Si ce n’est pas le cas, « l’activité économique va se contracter encore plus et pour plus longtemps, ce qui retarderait le rebond à 2021 », avance Dominique Lapointe.

Selon lui, il y a des raisons d’être optimiste du fait que la Chine, qui a pris les grands moyens pour stopper l’épidémie, a relancé la production dans ses usines. Les mesures de santé publique auront un impact important sur la suite des choses, estime-t-il.

Les banques centrales et les gouvernements doivent tout de même continuer d’intervenir pour limiter les dégâts, estiment les économistes consultés jeudi.

« Avec les bonnes politiques fiscales, il est possible de compenser la baisse de la demande et d’éviter de tomber dans une récession plus profonde », note Luc Vallée. Aider les travailleurs mis en chômage forcé et aider les entreprises à court de liquidités sont de bons moyens d’atténuer le choc, estime-t-il.

Il en faudra plus, croit quant à lui Dominique Lapointe. Le prochain budget fédéral, le 30 mars, devrait proposer d’autres mesures d’aide, selon lui.

D’autres baisses de taux d’intérêt sont aussi à prévoir, assurent les trois économistes interrogés jeudi.
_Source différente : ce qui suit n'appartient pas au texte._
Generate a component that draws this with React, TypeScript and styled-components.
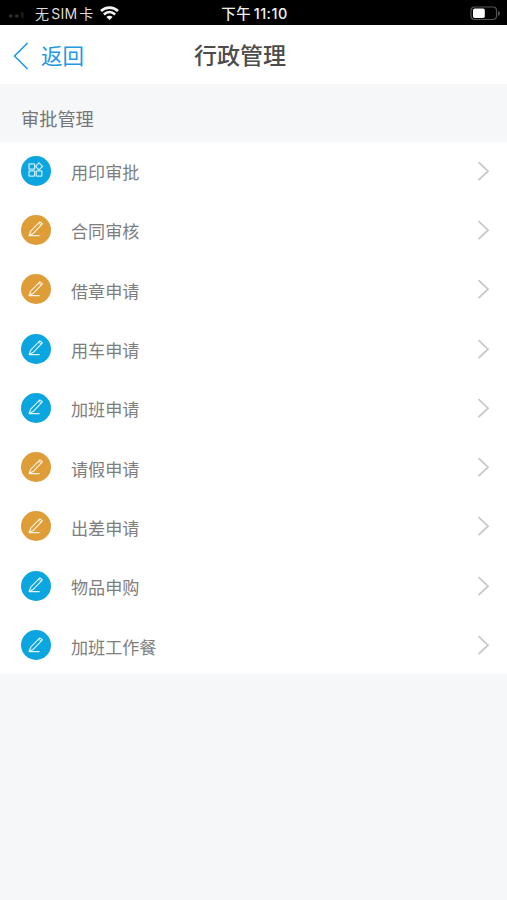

La Banque du Canada devrait baisser ses taux d’au moins 50 points de base en avril et peut-être de 25 points de plus en juin.

À moins que la pandémie s’aggrave, Dominique Lapointe ne pense pas que le taux directeur de la Banque du Canada descendra à zéro. Luc Vallée est du même avis. « Mais les taux vont rester bas longtemps », prévoit-il.